Both tckstats -dump & tcksift2 produced accurate NPY converted metric files, so the accuracy issue is only specific to tkcsample outputs.

OK that's useful, I don't quite know what's going on with tcksample there but I can look into it.

But reading the NPY produces some strange print logs

That will be the result of me cherry-picking things I'm implementing on dedicated code development branches onto the ukb branch for you to use, and failing to propagate everything relevant. Should be reasonably easy to fix.

Lestropie commented 2 years ago

https://github.com/MRtrix3/mrtrix3/commit/b8ab21043d5dc79913d056450542cdaa69840868 should disable the NPY parsing debug outputs. Looking into tcksample next.

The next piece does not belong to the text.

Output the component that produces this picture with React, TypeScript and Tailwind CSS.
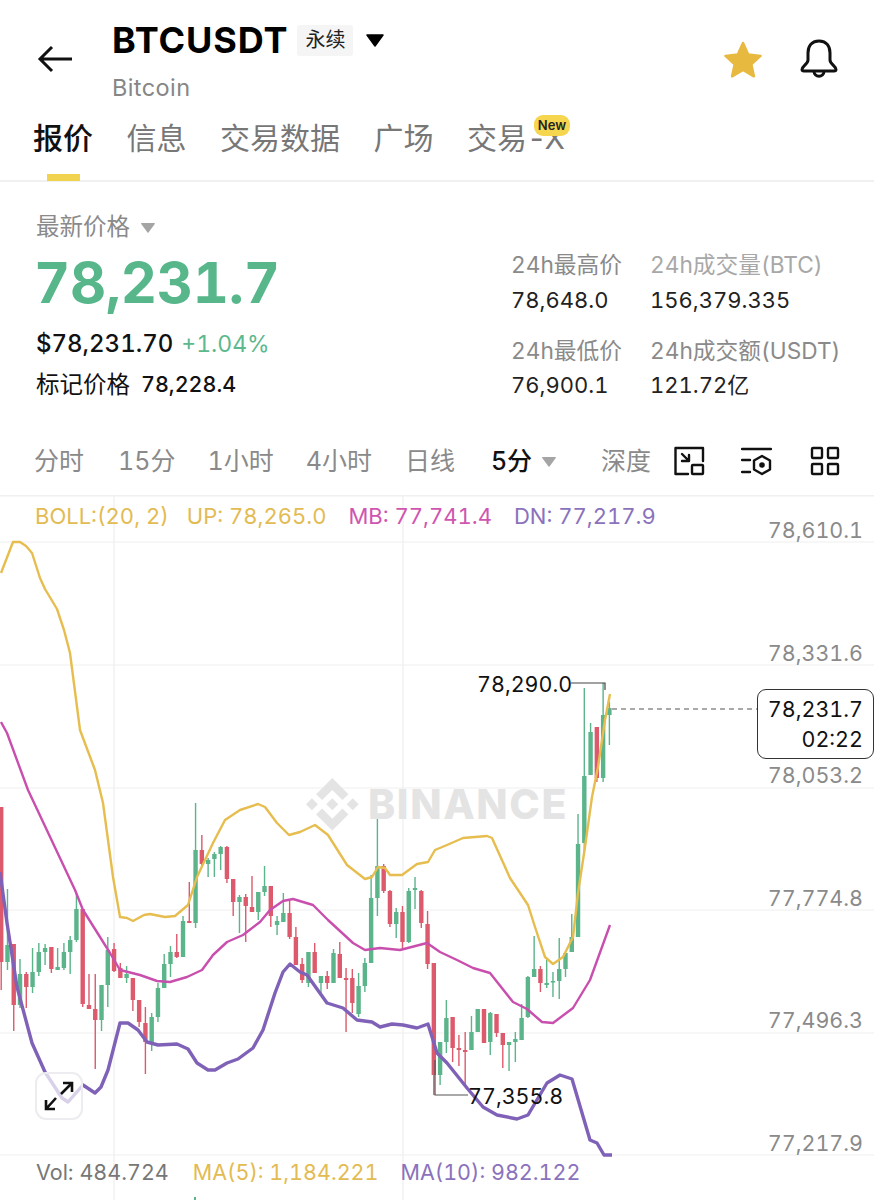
import React from "react";

type C = [number, number, number, number, number];
// [wickTop, wickBottom, bodyTop, bodyBottom, 1=red 0=green]
const candles: C[] = [
  [807,990,807,962,1],[889,970,945,962,0],[944,1031,944,1005,1],[959,1008,974,1005,0],[972,1008,974,987,1],
  [948,993,972,987,0],[943,976,952,972,0],[944,965,948,952,0],[947,973,947,969,1],[948,970,967,970,0],
  [943,970,952,968,0],[936,974,940,952,0],[893,942,909,940,0],[909,1007,909,1004,1],[974,1009,1005,1009,1],
  [974,1069,1009,1020,1],[985,1031,985,1020,0],[937,1007,950,985,0],[943,972,949,971,1],[963,978,968,978,1],
  [966,983,974,978,0],[978,1011,978,1000,1],[1000,1027,1000,1022,1],[1007,1074,1023,1042,1],[1013,1051,1017,1042,0],
  [983,1022,988,1017,0],[954,988,964,988,0],[946,977,952,964,0],[934,958,952,957,1],[916,957,921,957,0],
  [882,923,921,923,1],[803,928,850,923,0],[835,867,850,864,1],[858,877,860,864,0],[852,877,854,859,0],
  [846,870,847,854,0],[846,883,847,879,1],[879,916,879,902,1],[895,933,897,902,0],[894,942,897,906,1],
  [876,912,907,912,1],[892,920,892,912,0],[866,896,886,892,0],[886,927,886,916,1],[916,935,921,925,0],
  [893,922,913,922,0],[900,939,913,937,1],[927,965,937,965,1],[958,983,964,980,1],[952,987,952,983,0],
  [943,973,952,973,1],[976,993,976,983,0],[971,989,976,983,1],[949,983,953,983,0],[942,978,954,978,1],
  [968,1032,978,980,1],[969,1013,978,1003,1],[973,1017,986,1014,0],[958,992,963,986,0],[875,963,898,963,0],
  [817,916,866,898,0],[864,893,866,891,1],[890,927,891,924,1],[908,938,912,924,0],[906,949,912,942,1],
  [888,943,891,942,0],[877,909,888,890,0],[890,928,891,923,1],[911,969,924,964,1],[963,1095,963,1075,1],
  [1042,1085,1042,1075,0],[1000,1053,1018,1042,0],[1017,1062,1017,1048,1],[1035,1066,1048,1050,1],[1032,1087,1050,1052,1],
  [1016,1050,1032,1050,0],[1009,1032,1009,1032,0],[1009,1043,1009,1043,1],[1012,1055,1013,1042,0],[1014,1037,1014,1033,1],
  [1033,1068,1033,1045,1],[1042,1071,1042,1045,0],[1032,1062,1039,1042,0],[1004,1040,1018,1040,0],[976,1018,977,1017,0],
  [936,977,969,977,0],[966,992,969,983,1],[959,988,983,985,0],[972,997,981,982,0],[938,999,969,981,0],
  [953,977,953,969,0],[914,952,937,952,0],[814,937,844,937,0],[688,854,776,843,0],[723,775,732,775,0],
  [727,782,727,778,1],[683,782,715,778,0],[702,745,708,715,0],
];

const up = "1,573 13,542 20,542 26,546 32,553 40,578 45,589 57,609 64,630 70,653 80,730 95,770 103,803 113,877 120,917 127,918 133,921 144,915 150,914 165,917 175,916 188,905 197,877 205,860 213,843 225,820 240,810 258,804 265,807 277,823 289,835 300,832 315,825 328,835 347,865 365,879 372,877 378,867 385,868 390,875 402,875 417,864 428,862 435,850 447,845 463,838 487,836 492,838 510,878 528,905 535,927 545,957 553,964 563,957 573,937 578,893 585,847 592,797 598,767 605,720 610,694";
const mb = "1,722 7,733 28,790 75,890 83,910 100,937 110,953 120,970 128,972 140,975 157,981 170,982 187,977 202,970 213,955 227,942 243,935 260,922 270,910 283,901 293,899 313,905 328,920 353,943 365,950 380,948 400,950 427,943 440,952 457,960 473,968 490,973 513,1002 527,1009 542,1022 553,1023 573,1008 590,980 610,925";
const dn = "0,872 7,923 17,987 32,1043 45,1072 62,1098 68,1102 83,1085 95,1093 101,1087 108,1070 120,1023 128,1023 138,1030 147,1042 158,1045 177,1044 188,1049 197,1063 208,1070 215,1070 227,1063 238,1059 253,1048 263,1030 275,993 283,972 290,964 300,972 307,975 327,1003 343,1008 357,1020 372,1022 380,1027 392,1024 403,1025 417,1028 428,1024 437,1053 447,1063 467,1088 483,1107 497,1115 517,1119 528,1115 547,1083 560,1075 572,1079 590,1140 597,1143 604,1155 612,1155";

const GREEN = "#5bb48a";
const RED = "#dd5a6c";

function ChartDrawing() {
  return (
    <svg className="absolute left-0 top-0" width={874} height={705} viewBox="0 495 874 705">
      <line x1={0} x2={874} y1={495.5} y2={495.5} stroke="#f0f0f0" strokeWidth={2} />
      <g stroke="#efefef" strokeWidth={1.2}>
        {[542, 665, 788, 910, 1033, 1155].map((y) => (
          <line key={y} x1={0} x2={874} y1={y} y2={y} />
        ))}
        {[114, 403].map((x) => (
          <line key={x} x1={x} x2={x} y1={495} y2={1200} />
        ))}
      </g>
      <g transform="translate(306 778) scale(0.415)" fill="#e4e4e4">
        <path d="M38.73 53.2l24.59-24.58 24.6 24.6 14.3-14.31L63.32 0 24.43 38.9zM0 63.31l14.3-14.31 14.31 14.31-14.31 14.3zM38.73 73.41l24.59 24.59 24.6-24.6 14.31 14.29-38.9 38.91-38.91-38.88-.02-.02zM98.28 63.31l14.3-14.31 14.31 14.3-14.31 14.32zM77.83 63.3L63.32 48.78 52.59 59.51l-1.24 1.23-2.54 2.54 14.51 14.5 14.51-14.47z" />
      </g>
      {candles.map((c, i) => {
        const x = 1.2 + 6.27 * i;
        const col = c[4] ? RED : GREEN;
        return (
          <g key={i} fill={col}>
            <rect x={x - 0.7} y={c[0]} width={1.4} height={c[1] - c[0]} />
            <rect x={x - 2.2} y={c[2]} width={4.4} height={Math.max(c[3] - c[2], 1.5)} />
          </g>
        );
      })}
      <rect x={194} y={1197} width={2} height={3} fill={GREEN} />
      <polyline points={up} fill="none" stroke="#e6bd4e" strokeWidth={2.4} strokeLinejoin="round" />
      <polyline points={mb} fill="none" stroke="#c94fae" strokeWidth={2.4} strokeLinejoin="round" />
      <polyline points={dn} fill="none" stroke="#7f62b8" strokeWidth={3.4} strokeLinejoin="round" />
      <path d="M571 683H605V690" fill="none" stroke="#444" strokeWidth={1.2} />
      <path d="M435 1060V1095H468" fill="none" stroke="#555" strokeWidth={1.2} />
      <line x1={612} x2={757} y1={709} y2={709} stroke="#555" strokeWidth={1.2} strokeDasharray="5 4" />
    </svg>
  );
}

function Caret({ cls }: { cls: string }) {
  return (
    <svg className={cls} viewBox="0 0 20 14">
      <path d="M2 2h16l-8 11z" fill="currentColor" stroke="currentColor" strokeWidth={1.5} strokeLinejoin="round" />
    </svg>
  );
}

export default function App() {
  return (
    <div className="relative flex h-[1200px] w-[874px] flex-col overflow-hidden bg-white font-['Inter','Noto_Sans_CJK_SC',sans-serif] text-[#1a1a1a] tabular-nums">
      {/* header */}
      <div className="flex h-[112px] shrink-0 pl-[37px] pr-[36px]">
        <svg className="mt-[45px] h-[28px] w-[36px] shrink-0" viewBox="0 0 36 28" fill="none" stroke="#111" strokeWidth={3}>
          <path d="M35 14H4M15 2L3 14l12 12" />
        </svg>
        <div className="ml-[39px] flex flex-col">
          <div className="mt-[20px] flex h-[40px] items-center">
            <span className="text-[36px] font-bold leading-none tracking-[0.9px] text-black">BTCUSDT</span>
            <span className="ml-[9px] flex h-[31px] w-[56px] items-center justify-center rounded-[3px] bg-[#f5f5f5] text-[20px] leading-none text-[#222]">永续</span>
            <Caret cls="ml-[12px] h-[14px] w-[20px] text-black" />
          </div>
          <span className="mt-[15px] text-[23.5px] leading-[26px] tracking-[0.4px] text-[#868686]">Bitcoin</span>
        </div>
        <div className="ml-auto mt-[38px] flex h-[42px] items-center gap-[37px]">
          <svg className="h-[38px] w-[40px]" viewBox="0 0 40 38">
            <path d="M20 3l5.2 11.6 12.3 1.3-9.2 8.3 2.6 12.1L20 30l-10.9 6.3 2.6-12.1-9.2-8.3 12.3-1.3z" fill="#e8b93f" stroke="#e8b93f" strokeWidth={2.5} strokeLinejoin="round" />
          </svg>
          <svg className="h-[40px] w-[38px]" viewBox="0 0 38 40" fill="none" stroke="#111" strokeWidth={3}>
            <path d="M19 2C11 2 8 8 8 14V21C8 25 2 27 2 30.5C2 31.5 3 32 4 32H34C35 32 36 31.5 36 30.5C36 27 30 25 30 21V14C30 8 27 2 19 2Z" />
            <path d="M14 32C14 39 24 39 24 32" />
          </svg>
        </div>
      </div>

      {/* tabs */}
      <div className="relative flex h-[70px] shrink-0 items-start gap-[33.500px] border-b-2 border-[#f0f0f0] pl-[33px] pt-[7px] text-[30px] leading-[38px] text-[#777]">
        <span className="relative font-medium text-[#111]">
          报价
          <span className="absolute left-[14px] top-[55px] h-[7px] w-[33px] bg-[#f2d34f]" />
        </span>
        <span>信息</span>
        <span>交易数据</span>
        <span>广场</span>
        <span className="relative">
          交易<span className="tracking-[-2px]">-X</span>
          <span className="absolute left-[67px] top-[-4px] flex h-[21px] w-[36px] items-center justify-center rounded-[9px] bg-[#f5d64e] text-[13px] font-semibold leading-none text-[#222]">New</span>
        </span>
      </div>

      {/* stats */}
      <div className="flex h-[259px] shrink-0">
        <div className="flex w-[512px] flex-col pl-[36px]">
          <div className="mt-[30px] flex h-[30px] items-center text-[23.5px] text-[#8a8a8a]">
            最新价格
            <Caret cls="ml-[10px] h-[11px] w-[16px] text-[#a5a5a5]" />
          </div>
          <div className="-ml-[2px] mt-[11px] h-[60px] text-[56px] font-bold leading-[60px] tracking-[-0.2px] text-[#57b78b]">78,231.7</div>
          <div className="mt-[16px] flex h-[30px] items-center text-[24px] font-medium leading-none text-[#111]">
            $78,231.70
            <span className="ml-[8px] text-[23px] font-normal text-[#5cb98e]">+1.04%</span>
          </div>
          <div className="mt-[11px] flex h-[30px] items-center text-[23.5px] leading-none text-[#111]">
            标记价格
            <span className="ml-[11px] text-[21.5px] font-medium">78,228.4</span>
          </div>
        </div>
        <div className="-ml-[1px] mt-[68px] grid h-fit grid-cols-[139px_auto] text-[22.700px] leading-[30px]">
          <span className="text-[#8a8a8a]">24h最高价</span>
          <span className="text-[#a8a8a8]">24h成交量(BTC)</span>
          <span className="mt-[5px] text-[22px] text-[#222]">78,648.0</span>
          <span className="mt-[5px] text-[22px] text-[#222]">156,379.335</span>
          <span className="mt-[21px] text-[#8a8a8a]">24h最低价</span>
          <span className="mt-[21px] text-[#8a8a8a]">24h成交额(USDT)</span>
          <span className="mt-[4px] text-[22px] text-[#222]">76,900.1</span>
          <span className="mt-[4px] text-[22px] text-[#222]">121.72亿</span>
        </div>
      </div>

      {/* timeframes */}
      <div className="flex h-[54px] shrink-0 items-start pl-[34px] text-[25px] leading-[40px] text-[#8a8a8a]">
        <span>分时</span>
        <span className="ml-[34px]">15分</span>
        <span className="ml-[32px]">1小时</span>
        <span className="ml-[32px]">4小时</span>
        <span className="ml-[33px]">日线</span>
        <span className="ml-[36px] font-medium text-[#111]">5分</span>
        <Caret cls="ml-[9px] mt-[15px] h-[11px] w-[16px] text-[#a5a5a5]" />
        <span className="ml-[44px]">深度</span>
        <svg className="ml-[23px] mt-[5px] h-[30px] w-[31px]" viewBox="0 0 31 30" fill="none" stroke="#111" strokeWidth={2.4} strokeLinecap="round" strokeLinejoin="round">
          <path d="M14 28H1.5V2H29V15" />
          <rect x={18} y={19} width={11} height={9} rx={0.8} />
          <path d="M8 8L15 15M15 9V15H8" />
        </svg>
        <svg className="ml-[36px] mt-[6px] h-[30px] w-[31px]" viewBox="0 0 31 30" fill="none" stroke="#111" strokeWidth={2.4} strokeLinecap="round" strokeLinejoin="round">
          <path d="M1 2H30M1 13H9M1 25H9" />
          <path d="M21 9l8 4.5v9L21 27l-8-4.500v-9z" />
          <circle cx={21} cy={18} r={1.6} fill="#111" />
        </svg>
        <svg className="ml-[38px] mt-[5px] h-[30px] w-[30px]" viewBox="0 0 30 30" fill="none" stroke="#111" strokeWidth={2.4} strokeLinejoin="round">
          <rect x={2} y={2} width={10} height={10} rx={1} />
          <rect x={18} y={2} width={10} height={10} rx={1} />
          <rect x={2} y={18} width={10} height={10} rx={1} />
          <rect x={18} y={18} width={10} height={10} rx={1} />
        </svg>
      </div>

      {/* chart */}
      <div className="relative h-[705px] shrink-0 text-[21.500px] leading-[26px]">
        <ChartDrawing />

        <div className="absolute left-[368px] top-[284px] text-[41px] font-extrabold leading-[50px] tracking-[1.6px] text-[#e4e4e4]">BINANCE</div>

        <div className="absolute left-[35px] top-[8px] flex text-[22px]">
          <span className="text-[#e3bb53]">BOLL:(20, 2)</span>
          <span className="ml-[18px] text-[#e3bb53]">UP: 78,265.0</span>
          <span className="ml-[22px] text-[#cf55b0]">MB: 77,741.4</span>
          <span className="ml-[22px] text-[#8a72bd]">DN: 77,217.9</span>
        </div>

        <div className="absolute right-[11px] top-[22px] flex flex-col items-end text-[#8a8a8a]">
          <span className="h-[122.500px]">78,610.1</span>
          <span className="h-[122.500px]">78,331.6</span>
          <span className="h-[122.500px]">78,053.2</span>
          <span className="h-[122.500px]">77,774.8</span>
          <span className="h-[122.500px]">77,496.3</span>
          <span>77,217.9</span>
        </div>

        <div className="absolute left-[757px] top-[194px] flex h-[70px] w-[117px] flex-col items-end justify-center rounded-[9px] border border-[#333] bg-white pr-[10px] leading-[30px] text-[#111]">
          <span>78,231.7</span>
          <span>02:22</span>
        </div>

        <span className="absolute left-[477px] top-[176px] text-[#111]">78,290.0</span>
        <span className="absolute left-[468px] top-[588px] text-[#111]">77,355.8</span>

        <div className="absolute left-[35px] top-[577px] flex h-[48px] w-[48px] items-center justify-center rounded-[11px] border-2 border-[#ececf1] bg-white/70">
          <svg className="h-[32px] w-[32px]" viewBox="0 0 32 32" fill="none" stroke="#111" strokeWidth={2.6}>
            <path d="M18 14L29 3M20 3H29V12M13 18L3 29M3 20V29H12" />
          </svg>
        </div>

        <div className="absolute left-[36px] top-[664px] flex">
          <span className="text-[#777]">Vol: 484.724</span>
          <span className="ml-[24px] text-[#e3bb53]">MA(5): 1,184.221</span>
          <span className="ml-[22px] text-[#8a72bd]">MA(10): 982.122</span>
        </div>
      </div>
    </div>
  );
}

Lestropie commented 2 years ago

I can't reproduce the issue where tcksample outputs written with 16-bit precision are numerically different to 32-bit precision and ASCII text. You'll need to experiment a bit at your end to figure out where the discrepancy is coming from. The 16-bit conversion only occurs at the point of file write, so it shouldn't be an issue of sampling / calculating at 16-bit precision. Indeed, while I've generalised support for 16-bit floating-point numbers in https://github.com/MRtrix3/mrtrix3/pull/2437, I've not cherry-picked that into the ukb branch, so there's no way that such calculations could be happening.

Lestropie commented 2 years ago

PS. The magnitude of the difference looks like about what you'd expect when changing between use and non-use of the -precise option; maybe it's a mistake of provenance?

sina-mansour commented 2 years ago

PS. The magnitude of the difference looks like about what you'd expect when changing between use and non-use of the -precise option; maybe it's a mistake of provenance?

Thanks for this pointer Rob, that was an issue on my end comparing the differently sampled approaches. Sorry for the inconvenience. This is now fixed from my side and works as expected.

sina-mansour commented 2 years ago

Hi all,

I just wanted to post this report of the first complete run as a batch process on Spartan:

I requested a single core with 16G memory. The complete structural connectivity mapping process took nearly 3 hours. Here's a breakdown of how long every step took:

As it can be seen the main execution time is spent on the probabilistic tractography.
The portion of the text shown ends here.